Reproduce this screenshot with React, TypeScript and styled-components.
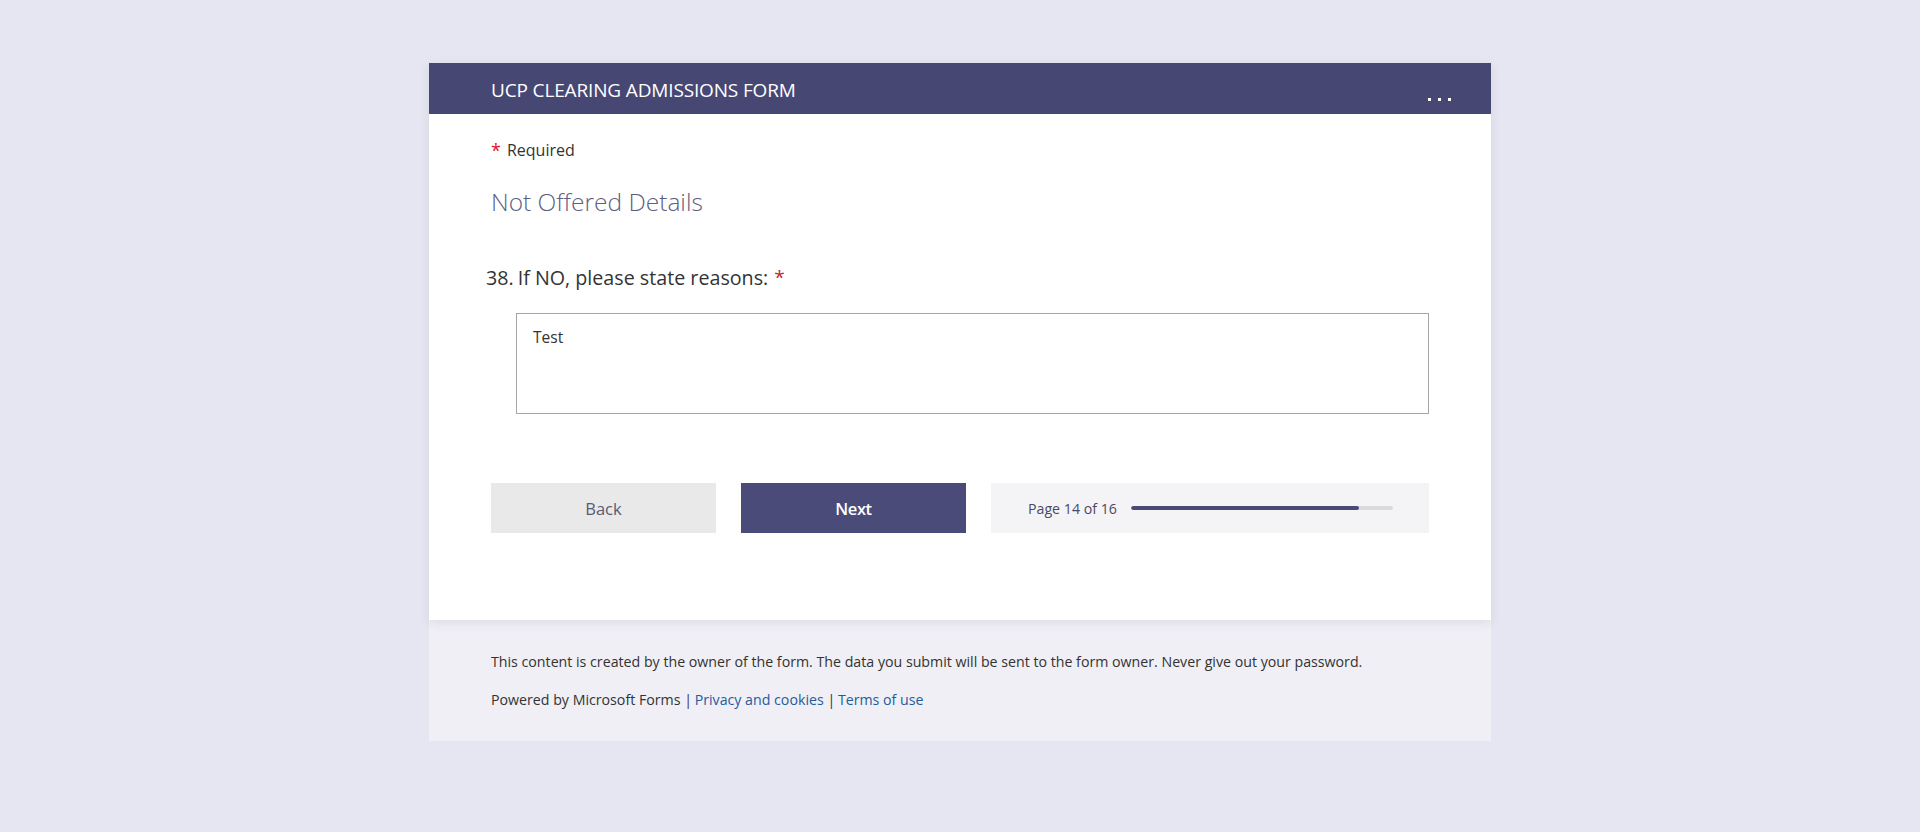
import React from "react";
import styled, { createGlobalStyle } from "styled-components";

const GlobalStyle = createGlobalStyle`
  html, body {
    margin: 0;
    padding: 0;
    background: #e6e6f2;
    font-family: "Open Sans", "Noto Sans", "Liberation Sans", sans-serif;
    color: #333333;
  }
  * { box-sizing: border-box; }
`;

const Page = styled.div`
  min-height: 832px;
  padding-top: 63px;
  display: flex;
  flex-direction: column;
  align-items: center;
`;

const Card = styled.main`
  width: 1062px;
  background: #ffffff;
  box-shadow: 0 3px 10px rgba(40, 40, 90, 0.09);
  position: relative;
  z-index: 1;
`;

const Header = styled.header`
  height: 51px;
  background: #474774;
  display: flex;
  align-items: center;
  justify-content: space-between;
  padding: 0 40px 0 62px;
`;

const Title = styled.h1`
  margin: 0;
  font-size: 19px;
  font-weight: 400;
  color: #ffffff;
  letter-spacing: -0.15px;
  line-height: 26px;
  padding-top: 2px;
`;

const MoreButton = styled.button`
  align-self: flex-end;
  margin-bottom: 13px;
  border: none;
  background: transparent;
  padding: 0;
  display: flex;
  gap: 7px;
  cursor: pointer;
`;

const Dot = styled.span`
  width: 3px;
  height: 3px;
  background: #ffffff;
  display: block;
`;

const Body = styled.div`
  padding: 25px 62px 87px 62px;
  display: flex;
  flex-direction: column;
`;

const RequiredNote = styled.div`
  font-size: 16px;
  line-height: 22px;
  color: #333333;
  display: flex;
  gap: 6px;
`;

const Star = styled.span<{ $tone?: "bright" | "deep" }>`
  color: ${(p) => (p.$tone === "deep" ? "#c4262e" : "#e8101c")};
  font-size: ${(p) => (p.$tone === "deep" ? "19px" : "18px")};
`;

const SectionTitle = styled.h2`
  margin: 24px 0 0 0;
  font-size: 24.5px;
  font-weight: 300;
  line-height: 33px;
  color: #5e5e80;
`;

const Question = styled.div`
  margin: 46px 0 0 -5px;
  font-size: 19.7px;
  line-height: 27px;
  color: #333333;
  display: flex;
  gap: 4px;
`;

const QNumber = styled.span``;

const QText = styled.span`
  display: flex;
  gap: 6px;
`;

const Answer = styled.textarea`
  margin: 22px 0 0 25px;
  height: 101px;
  border: 1px solid #a6a6a6;
  padding: 12px 16px;
  font-family: inherit;
  font-size: 15.5px;
  line-height: 22px;
  color: #333333;
  resize: none;
  outline: none;
  background: #ffffff;
`;

const Actions = styled.div`
  margin-top: 69px;
  display: grid;
  grid-template-columns: 225px 225px 1fr;
  gap: 25px;
  height: 50px;
`;

const ActionButton = styled.button<{ $primary?: boolean }>`
  border: none;
  font-family: inherit;
  font-size: 16.5px;
  font-weight: ${(p) => (p.$primary ? 600 : 400)};
  letter-spacing: ${(p) => (p.$primary ? "-0.4px" : "0")};
  background: ${(p) => (p.$primary ? "#4b4b7a" : "#e9e9e9")};
  color: ${(p) => (p.$primary ? "#ffffff" : "#5a5a72")};
  cursor: pointer;
`;

const Progress = styled.div`
  background: #f4f4f6;
  display: flex;
  align-items: center;
  gap: 14px;
  padding: 0 36px 0 37px;
`;

const ProgressLabel = styled.span`
  font-size: 14.2px;
  color: #4a4a66;
  white-space: nowrap;
`;

const Track = styled.div`
  flex: 1;
  height: 4px;
  border-radius: 2px;
  background: #dadada;
  overflow: hidden;
`;

const Fill = styled.div`
  height: 100%;
  border-radius: 2px;
  background: #4a4a78;
`;

const Footer = styled.footer`
  width: 1062px;
  background: #efeff5;
  padding: 32px 62px 31px 62px;
  display: flex;
  flex-direction: column;
  gap: 18px;
  font-size: 14.2px;
  line-height: 20px;
  color: #333333;
`;

const FooterLine = styled.p`
  margin: 0;
`;

const Sep = styled.span`
  margin: 0 1px;
  letter-spacing: -1px;
`;

const Link = styled.a`
  color: #1f5c9e;
  text-decoration: none;
`;

export default function App() {
  const current = 14;
  const total = 16;
  return (
    <>
      <GlobalStyle />
      <Page>
        <Card>
          <Header>
            <Title>UCP CLEARING ADMISSIONS FORM</Title>
            <MoreButton aria-label="More options">
              <Dot />
              <Dot />
              <Dot />
            </MoreButton>
          </Header>
          <Body>
            <RequiredNote>
              <Star>*</Star>
              <span>Required</span>
            </RequiredNote>
            <SectionTitle>Not Offered Details</SectionTitle>
            <Question>
              <QNumber>38.</QNumber>
              <QText>
                <span>If NO, please state reasons:</span>
                <Star $tone="deep">*</Star>
              </QText>
            </Question>
            <Answer defaultValue="Test" />
            <Actions>
              <ActionButton>Back</ActionButton>
              <ActionButton $primary>Next</ActionButton>
              <Progress>
                <ProgressLabel>
                  Page {current} of {total}
                </ProgressLabel>
                <Track>
                  <Fill style={{ width: `${(current / total) * 100 * 0.994}%` }} />
                </Track>
              </Progress>
            </Actions>
          </Body>
        </Card>
        <Footer>
          <FooterLine>
            This content is created by the owner of the form. The data you submit will be sent to the form owner. Never give out your password.
          </FooterLine>
          <FooterLine>
            Powered by Microsoft Forms<Sep> | </Sep><Link href="#">Privacy and cookies</Link><Sep> | </Sep><Link href="#">Terms of use</Link>
          </FooterLine>
        </Footer>
      </Page>
    </>
  );
}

> [What you should do]: Keep the pictures out of the copy and return the rest of the data above exactly.

> [Full response]:
Reproduce this screenshot with React, TypeScript and styled-components.
import React from "react";
import styled, { createGlobalStyle } from "styled-components";

const GlobalStyle = createGlobalStyle`
  html, body {
    margin: 0;
    padding: 0;
    background: #e6e6f2;
    font-family: "Open Sans", "Noto Sans", "Liberation Sans", sans-serif;
    color: #333333;
  }
  * { box-sizing: border-box; }
`;

const Page = styled.div`
  min-height: 832px;
  padding-top: 63px;
  display: flex;
  flex-direction: column;
  align-items: center;
`;

const Card = styled.main`
  width: 1062px;
  background: #ffffff;
  box-shadow: 0 3px 10px rgba(40, 40, 90, 0.09);
  position: relative;
  z-index: 1;
`;

const Header = styled.header`
  height: 51px;
  background: #474774;
  display: flex;
  align-items: center;
  justify-content: space-between;
  padding: 0 40px 0 62px;
`;

const Title = styled.h1`
  margin: 0;
  font-size: 19px;
  font-weight: 400;
  color: #ffffff;
  letter-spacing: -0.15px;
  line-height: 26px;
  padding-top: 2px;
`;

const MoreButton = styled.button`
  align-self: flex-end;
  margin-bottom: 13px;
  border: none;
  background: transparent;
  padding: 0;
  display: flex;
  gap: 7px;
  cursor: pointer;
`;

const Dot = styled.span`
  width: 3px;
  height: 3px;
  background: #ffffff;
  display: block;
`;

const Body = styled.div`
  padding: 25px 62px 87px 62px;
  display: flex;
  flex-direction: column;
`;

const RequiredNote = styled.div`
  font-size: 16px;
  line-height: 22px;
  color: #333333;
  display: flex;
  gap: 6px;
`;

const Star = styled.span<{ $tone?: "bright" | "deep" }>`
  color: ${(p) => (p.$tone === "deep" ? "#c4262e" : "#e8101c")};
  font-size: ${(p) => (p.$tone === "deep" ? "19px" : "18px")};
`;

const SectionTitle = styled.h2`
  margin: 24px 0 0 0;
  font-size: 24.5px;
  font-weight: 300;
  line-height: 33px;
  color: #5e5e80;
`;

const Question = styled.div`
  margin: 46px 0 0 -5px;
  font-size: 19.7px;
  line-height: 27px;
  color: #333333;
  display: flex;
  gap: 4px;
`;

const QNumber = styled.span``;

const QText = styled.span`
  display: flex;
  gap: 6px;
`;

const Answer = styled.textarea`
  margin: 22px 0 0 25px;
  height: 101px;
  border: 1px solid #a6a6a6;
  padding: 12px 16px;
  font-family: inherit;
  font-size: 15.5px;
  line-height: 22px;
  color: #333333;
  resize: none;
  outline: none;
  background: #ffffff;
`;

const Actions = styled.div`
  margin-top: 69px;
  display: grid;
  grid-template-columns: 225px 225px 1fr;
  gap: 25px;
  height: 50px;
`;

const ActionButton = styled.button<{ $primary?: boolean }>`
  border: none;
  font-family: inherit;
  font-size: 16.5px;
  font-weight: ${(p) => (p.$primary ? 600 : 400)};
  letter-spacing: ${(p) => (p.$primary ? "-0.4px" : "0")};
  background: ${(p) => (p.$primary ? "#4b4b7a" : "#e9e9e9")};
  color: ${(p) => (p.$primary ? "#ffffff" : "#5a5a72")};
  cursor: pointer;
`;

const Progress = styled.div`
  background: #f4f4f6;
  display: flex;
  align-items: center;
  gap: 14px;
  padding: 0 36px 0 37px;
`;

const ProgressLabel = styled.span`
  font-size: 14.2px;
  color: #4a4a66;
  white-space: nowrap;
`;

const Track = styled.div`
  flex: 1;
  height: 4px;
  border-radius: 2px;
  background: #dadada;
  overflow: hidden;
`;

const Fill = styled.div`
  height: 100%;
  border-radius: 2px;
  background: #4a4a78;
`;

const Footer = styled.footer`
  width: 1062px;
  background: #efeff5;
  padding: 32px 62px 31px 62px;
  display: flex;
  flex-direction: column;
  gap: 18px;
  font-size: 14.2px;
  line-height: 20px;
  color: #333333;
`;

const FooterLine = styled.p`
  margin: 0;
`;

const Sep = styled.span`
  margin: 0 1px;
  letter-spacing: -1px;
`;

const Link = styled.a`
  color: #1f5c9e;
  text-decoration: none;
`;

export default function App() {
  const current = 14;
  const total = 16;
  return (
    <>
      <GlobalStyle />
      <Page>
        <Card>
          <Header>
            <Title>UCP CLEARING ADMISSIONS FORM</Title>
            <MoreButton aria-label="More options">
              <Dot />
              <Dot />
              <Dot />
            </MoreButton>
          </Header>
          <Body>
            <RequiredNote>
              <Star>*</Star>
              <span>Required</span>
            </RequiredNote>
            <SectionTitle>Not Offered Details</SectionTitle>
            <Question>
              <QNumber>38.</QNumber>
              <QText>
                <span>If NO, please state reasons:</span>
                <Star $tone="deep">*</Star>
              </QText>
            </Question>
            <Answer defaultValue="Test" />
            <Actions>
              <ActionButton>Back</ActionButton>
              <ActionButton $primary>Next</ActionButton>
              <Progress>
                <ProgressLabel>
                  Page {current} of {total}
                </ProgressLabel>
                <Track>
                  <Fill style={{ width: `${(current / total) * 100 * 0.994}%` }} />
                </Track>
              </Progress>
            </Actions>
          </Body>
        </Card>
        <Footer>
          <FooterLine>
            This content is created by the owner of the form. The data you submit will be sent to the form owner. Never give out your password.
          </FooterLine>
          <FooterLine>
            Powered by Microsoft Forms<Sep> | </Sep><Link href="#">Privacy and cookies</Link><Sep> | </Sep><Link href="#">Terms of use</Link>
          </FooterLine>
        </Footer>
      </Page>
    </>
  );
}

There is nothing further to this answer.